Three Years on the Sidelines

The most striking admission from Home Depot’s leadership was not about a single bad quarter but about a prolonged retreat. “Our customers have been on the sideline with respect to large remodelling projects for three years now,” chief financial officer Richard McPhail said on the company’s earnings call, pointing to concerns about affordability, financing conditions, and fears around job losses. That three-year timeline stretches back to early 2023, when mortgage rates first crossed the 7% threshold and froze much of the housing turnover that typically drives kitchen gut-jobs, bathroom overhauls, and room additions.
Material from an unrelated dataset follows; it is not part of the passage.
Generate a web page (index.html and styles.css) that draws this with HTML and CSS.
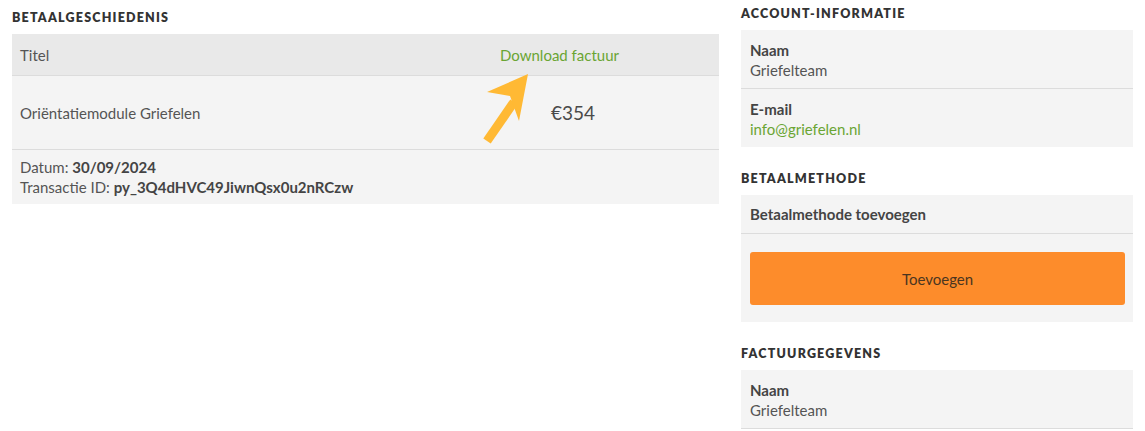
FILE: index.html
```html
<!DOCTYPE html>
<html lang="nl">
<head>
    <meta charset="UTF-8">
    <meta name="viewport" content="width=device-width, initial-scale=1.0">
    <title>Account</title>
    <link rel="stylesheet" href="styles.css">
</head>
<body>
    <div class="page">
        <!-- Betaalgeschiedenis -->
        <section class="history">
            <h2 class="section-title history-title">Betaalgeschiedenis</h2>
            <div class="table">
                <div class="row row-head">
                    <div class="cell">Titel</div>
                    <div class="cell cell-link"><a href="#">Download factuur</a></div>
                </div>
                <div class="row row-item">
                    <div class="cell">Oriëntatiemodule Griefelen</div>
                    <div class="cell cell-price">€354</div>
                </div>
                <div class="row-meta">
                    <div>Datum: <strong>30/09/2024</strong></div>
                    <div>Transactie ID: <strong>py_3Q4dHVC49JiwnQsx0u2nRCzw</strong></div>
                </div>
                <svg class="pointer" width="60" height="80" viewBox="0 0 60 80">
                    <line x1="7" y1="68" x2="34" y2="29" stroke="#ffb934" stroke-width="9"/>
                    <polygon points="48,1 7,19 30,23 39,48" fill="#ffb934"/>
                </svg>
            </div>
        </section>

        <!-- Zijkolom -->
        <aside class="side">
            <h2 class="section-title">Account-informatie</h2>
            <div class="card">
                <div class="item">
                    <div class="label">Naam</div>
                    <div>Griefelteam</div>
                </div>
                <div class="item">
                    <div class="label">E-mail</div>
                    <a href="#">info@griefelen.nl</a>
                </div>
            </div>

            <h2 class="section-title">Betaalmethode</h2>
            <div class="card">
                <div class="item item-single">
                    <div class="label">Betaalmethode toevoegen</div>
                </div>
                <div class="button-wrap">
                    <button class="add-button">Toevoegen</button>
                </div>
            </div>

            <h2 class="section-title">Factuurgegevens</h2>
            <div class="card">
                <div class="item">
                    <div class="label">Naam</div>
                    <div>Griefelteam</div>
                </div>
            </div>
        </aside>
    </div>
</body>
</html>
```

FILE: styles.css
```css
body {
    margin: 0;
    background: #fff;
    font-family: Lato, "Open Sans", sans-serif;
    font-size: 15px;
    color: #555;
}

a {
    color: #6aa533;
    text-decoration: none;
}

.page {
    display: flex;
    gap: 22px;
    padding: 0 12px 0 12px;
}

.history {
    width: 707px;
}

.side {
    width: 392px;
}

.section-title {
    margin: 0 0 8px;
    height: 16px;
    line-height: 16px;
    padding-top: 6px;
    font-size: 12.5px;
    font-weight: 800;
    letter-spacing: 1.2px;
    text-transform: uppercase;
    color: #333;
}

.side .card + .section-title {
    margin-top: 24px;
    padding-top: 0;
}

.history-title {
    padding-top: 10px;
    margin-bottom: 8px;
}

/* tabel */
.table {
    position: relative;
}

.row {
    display: grid;
    grid-template-columns: 480px 1fr;
    border-bottom: 1px solid #dcdcdc;
}

.row-head {
    background: #e9e9e9;
    height: 41px;
    align-items: center;
}

.row-item {
    background: #f4f4f4;
    height: 73px;
    align-items: center;
}

.cell {
    padding-left: 8px;
}

.cell-price {
    padding-left: 59px;
    font-size: 19px;
    color: #4a4a4a;
}

.row-meta {
    background: #f4f4f4;
    padding: 7px 8px 7px;
    line-height: 20px;
}

.row-meta strong {
    font-weight: 700;
    color: #444;
}

.pointer {
    position: absolute;
    left: 468px;
    top: 39px;
}

/* zijkolom */
.card {
    background: #f4f4f4;
}

.item {
    padding: 10px 9px 8px;
    line-height: 20px;
    border-bottom: 1px solid #dcdcdc;
}

.card .item:last-child {
    border-bottom: none;
}

.card:last-child .item:last-child {
    border-bottom: 1px solid #dcdcdc;
}

.item-single {
    padding: 9px 9px 9px;
}

.label {
    font-weight: 700;
    color: #444;
}

.button-wrap {
    padding: 18px 8px 17px 9px;
}

.add-button {
    display: block;
    width: 100%;
    height: 53px;
    border: none;
    border-radius: 3px;
    background: #fd8c2b;
    color: #4a3520;
    font-family: Lato, "Open Sans", sans-serif;
    font-size: 15px;
    cursor: pointer;
}
```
What separates this slowdown from a typical cyclical dip is the consumer’s financial position. Homeowners are not, by most measures, in distress. Executives and analysts described households as financially stable but increasingly hesitant, according to reporting in the Journal. The gap between ability and willingness is the central tension: people can afford a new deck, but they are choosing not to build one because they are unsure whether their job will still be there in six months or whether their home’s value justifies the investment.
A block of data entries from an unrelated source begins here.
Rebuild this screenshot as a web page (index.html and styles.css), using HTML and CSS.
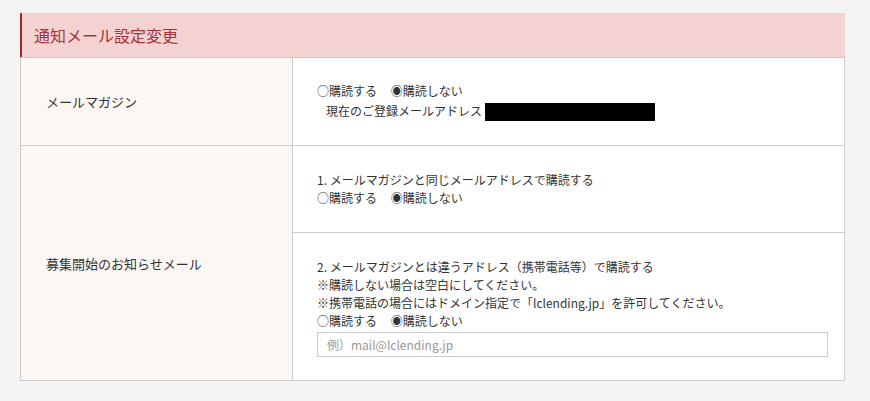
FILE: index.html
```html
<!DOCTYPE html>
<html lang="ja">
<head>
    <meta charset="UTF-8">
    <meta name="viewport" content="width=device-width, initial-scale=1.0">
    <title>通知メール設定変更</title>
    <link rel="stylesheet" href="styles.css">
</head>
<body>
    <div class="container">
        <h2 class="section-title">通知メール設定変更</h2>

        <table class="setting-table">
            <tr class="row-magazine">
                <th>メールマガジン</th>
                <td>
                    <div class="cell-inner">
                        <div class="radio-line">
                            <span class="radio-item">○購読する</span>
                            <span class="radio-item">◉購読しない</span>
                        </div>
                        <div class="address-line">
                            現在のご登録メールアドレス：<span class="masked"></span>
                        </div>
                    </div>
                </td>
            </tr>
            <tr class="row-notice">
                <th>募集開始のお知らせメール</th>
                <td class="split-cell">
                    <div class="sub-cell sub-first">
                        <div>1. メールマガジンと同じメールアドレスで購読する</div>
                        <div class="radio-line">
                            <span class="radio-item">○購読する</span>
                            <span class="radio-item">◉購読しない</span>
                        </div>
                    </div>
                    <div class="sub-cell sub-second">
                        <div>2. メールマガジンとは違うアドレス（携帯電話等）で購読する</div>
                        <div>※購読しない場合は空白にしてください。</div>
                        <div>※携帯電話の場合にはドメイン指定で「lclending.jp」を許可してください。</div>
                        <div class="radio-line">
                            <span class="radio-item">○購読する</span>
                            <span class="radio-item">◉購読しない</span>
                        </div>
                        <input class="form-control" type="text" placeholder="例）mail@lclending.jp">
                    </div>
                </td>
            </tr>
        </table>
    </div>
</body>
</html>
```

FILE: styles.css
```css
html, body {
    margin: 0;
    padding: 0;
    background-color: #f4f4f4;
    font-family: "Noto Sans CJK JP", "Noto Sans", sans-serif;
    color: #333;
}

.container {
    width: 825px;
    margin: 13px 0 0 20px;
}

.section-title {
    margin: 0;
    height: 44px;
    line-height: 44px;
    padding-left: 12px;
    background-color: #f4d2d2;
    border-left: 2px solid #a3252a;
    color: #a3353a;
    font-size: 16px;
    font-weight: normal;
    box-sizing: border-box;
}

.setting-table {
    width: 100%;
    border-collapse: collapse;
    background-color: #fff;
}

.setting-table th,
.setting-table td {
    border: 1px solid #ccc;
    padding: 0;
    vertical-align: middle;
}

.setting-table th {
    width: 272px;
    background-color: #fcf7f3;
    text-align: left;
    font-weight: normal;
    font-size: 13px;
    padding-left: 25px;
    box-sizing: border-box;
}

.setting-table td {
    font-size: 12px;
    line-height: 18px;
}

.row-magazine {
    height: 88px;
}

.row-notice {
    height: 235px;
}

.cell-inner {
    padding-left: 24px;
}

.radio-item {
    margin-right: 11px;
}

.address-line {
    padding-left: 9px;
    margin-top: 2px;
}

.masked {
    display: inline-block;
    width: 170px;
    height: 18px;
    background-color: #000;
    vertical-align: middle;
    margin-left: -9px;
}

.split-cell {
    vertical-align: top;
}

.sub-cell {
    display: flex;
    flex-direction: column;
    justify-content: center;
    padding-left: 24px;
    box-sizing: border-box;
}

.sub-first {
    height: 87px;
    border-bottom: 1px solid #ccc;
}

.sub-second {
    height: 147px;
    padding-top: 2px;
}

.form-control {
    width: 511px;
    height: 25px;
    margin-top: 2px;
    padding: 0 9px;
    border: 1px solid #ccc;
    font-family: "Noto Sans CJK JP", "Noto Sans", sans-serif;
    font-size: 12px;
    color: #333;
    box-sizing: border-box;
}

.form-control::placeholder {
    color: #999;
}
```
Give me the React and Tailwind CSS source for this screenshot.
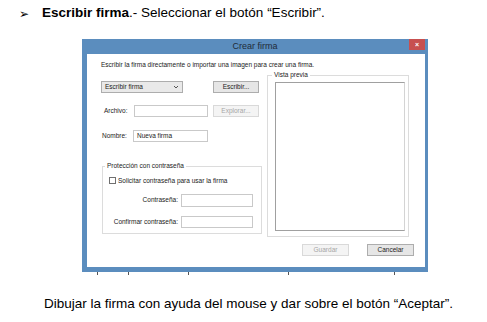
// Screenshot of a manual page: "Crear firma" dialog between two instruction lines

const dialogFont = { fontFamily: '"Liberation Sans", Arial, sans-serif' };

const Input = ({ w, h = "h-[12px]", children }) => (
  <div className={`${w} ${h} border border-[#c9c9c9] bg-white flex items-center pl-[3px] text-[6.5px] text-[#222]`}>
    {children}
  </div>
);

const Button = ({ label, w = "w-[46px]", disabled }) => (
  <div
    className={`${w} h-[12px] flex items-center justify-center text-[6.5px] border ${
      disabled
        ? "border-[#d9d9d9] bg-[#f4f4f4] text-[#a6a6a6]"
        : "border-[#adadad] bg-[#e6e6e6] text-[#222]"
    }`}
  >
    {label}
  </div>
);

const CrearFirma = () => {
  return (
    <div className="ml-[82px] w-[346px] flex flex-col" style={dialogFont}>
      {/* Title bar */}
      <div className="h-[15px] bg-[#5b8dbe] flex items-start relative">
        <div className="flex-1 text-center text-[9px] leading-[15px] text-[#1f2b38]">Crear firma</div>
        <div className="absolute right-[3px] top-0 w-[16px] h-[11px] bg-[#c75050] flex items-center justify-center text-white text-[7px] leading-none font-bold">
          ×
        </div>
      </div>

      {/* Body with window border */}
      <div className="bg-[#5b8dbe] pl-[5px] pr-[3px] pb-[5px]">
        <div className="bg-white h-[213px] flex flex-col text-[#222]">
          <div className="ml-[14px] mt-[6px] text-[6.5px] leading-[9px]">
            Escribir la firma directamente o importar una imagen para crear una firma.
          </div>

          <div className="flex ml-[14px] mt-[2px]">
            {/* Left column */}
            <div className="w-[161px] flex flex-col pt-[10px]">
              <div className="flex items-center">
                <div className="w-[82px] h-[12px] border border-[#adadad] bg-[#e9e9e9] flex items-center justify-between px-[3px] text-[6.5px]">
                  <span>Escribir firma</span>
                  <svg width="6" height="4" viewBox="0 0 6 4">
                    <path d="M1 1 L3 3 L5 1" stroke="#444" strokeWidth="0.9" fill="none" />
                  </svg>
                </div>
                <div className="ml-[30px]">
                  <Button label="Escribir..." />
                </div>
              </div>

              <div className="flex items-center mt-[12px]">
                <div className="w-[33px] pl-[3px] text-[6.5px]">Archivo:</div>
                <Input w="w-[74px]" />
                <div className="ml-[5px]">
                  <Button label="Explorar..." disabled />
                </div>
              </div>

              <div className="flex items-center mt-[13px]">
                <div className="w-[32px] pl-[1px] text-[6.5px]">Nombre:</div>
                <Input w="w-[75px]">Nueva firma</Input>
              </div>

              <fieldset className="ml-[1px] mt-[20px] w-[160px] h-[72px] border border-[#dcdcdc] px-[6px]">
                <legend className="ml-[-4px] px-[2px] text-[6.5px] leading-[8px]">Protección con contraseña</legend>
                <div className="flex items-center mt-[6px]">
                  <div className="w-[7px] h-[7px] border border-[#707070] bg-white" />
                  <span className="ml-[2px] text-[6.5px]">Solicitar contraseña para usar la firma</span>
                </div>
                <div className="flex items-center mt-[8px]">
                  <div className="w-[72px] text-right pr-[3px] text-[6.5px]">Contraseña:</div>
                  <Input w="w-[72px]" h="h-[13px]" />
                </div>
                <div className="flex items-center mt-[9px]">
                  <div className="w-[72px] text-right pr-[3px] text-[6.5px]">Confirmar contraseña:</div>
                  <Input w="w-[72px]" />
                </div>
              </fieldset>
            </div>

            {/* Right column: preview */}
            <fieldset className="ml-[5px] w-[142px] h-[166px] border border-[#dcdcdc] pl-[7px] pr-[3px]">
              <legend className="ml-[-3px] px-[2px] text-[6.5px] leading-[8px]">Vista previa</legend>
              <div className="mt-[3px] w-[130px] h-[149px] border border-[#a0a0a0] border-r-[#d4d4d4] bg-white" />
            </fieldset>
          </div>

          <div className="flex justify-end gap-[18px] mr-[11px] mt-[7px]">
            <Button label="Guardar" w="w-[47px]" disabled />
            <Button label="Cancelar" w="w-[47px]" />
          </div>
        </div>
      </div>
    </div>
  );
};

export default function App() {
  return (
    <div className="w-[487px] h-[322px] bg-white overflow-hidden" style={{ fontFamily: '"Liberation Sans", Arial, sans-serif' }}>
      <div className="flex items-center pt-[5px] h-[22px] text-[13.5px] text-black">
        <span className="ml-[19px] text-[12px]">➢</span>
        <span className="ml-[13px]">
          <b>Escribir firma</b>.- Seleccionar el botón “Escribir”.
        </span>
      </div>

      <div className="mt-[17px]">
        <CrearFirma />
      </div>

      {/* remnants of the table grid under the screenshot */}
      <div className="flex h-[3px]">
        <div className="ml-[97px] w-px bg-[#555]" />
        <div className="ml-[30px] w-px bg-[#555]" />
        <div className="ml-[59px] w-px bg-[#555]" />
        <div className="ml-[99px] w-px bg-[#555]" />
        <div className="ml-[105px] w-px bg-[#555]" />
      </div>

      <div className="mt-[19px] ml-[44px] text-[13.5px] text-black">
        Dibujar la firma con ayuda del mouse y dar sobre el botón “Aceptar”.
      </div>
    </div>
  );
}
What the Q4 Numbers Actually Show

Home Depot’s fourth-quarter release offered a mixed bag that rewarded close reading. Total sales of $38.2 billion fell 3.8% from the prior year, but the company noted that last year’s fourth quarter included a 53rd week, which inflated the comparison. On a comparable-store basis, sales rose 0.4%, with U.S. stores up 0.3%. Net earnings came in at $2.6 billion, or $2.58 per diluted share. The company’s board also approved a 1.3% increase in its quarterly dividend on the same day, underscoring management’s confidence in the balance sheet despite softer demand.

The headline sales figure beat Wall Street expectations, as coverage from the Associated Press emphasized. But the character of that spending tells a different story than the top line suggests. Same-store sales were nearly flat as homeowners shied away from big-ticket projects, shifting instead toward smaller, lower-cost purchases. That pattern, visible in transaction counts versus average ticket size, signals that foot traffic held up while ambition shrank. People are still buying light bulbs and caulk; they are not signing off on $30,000 kitchen renovations.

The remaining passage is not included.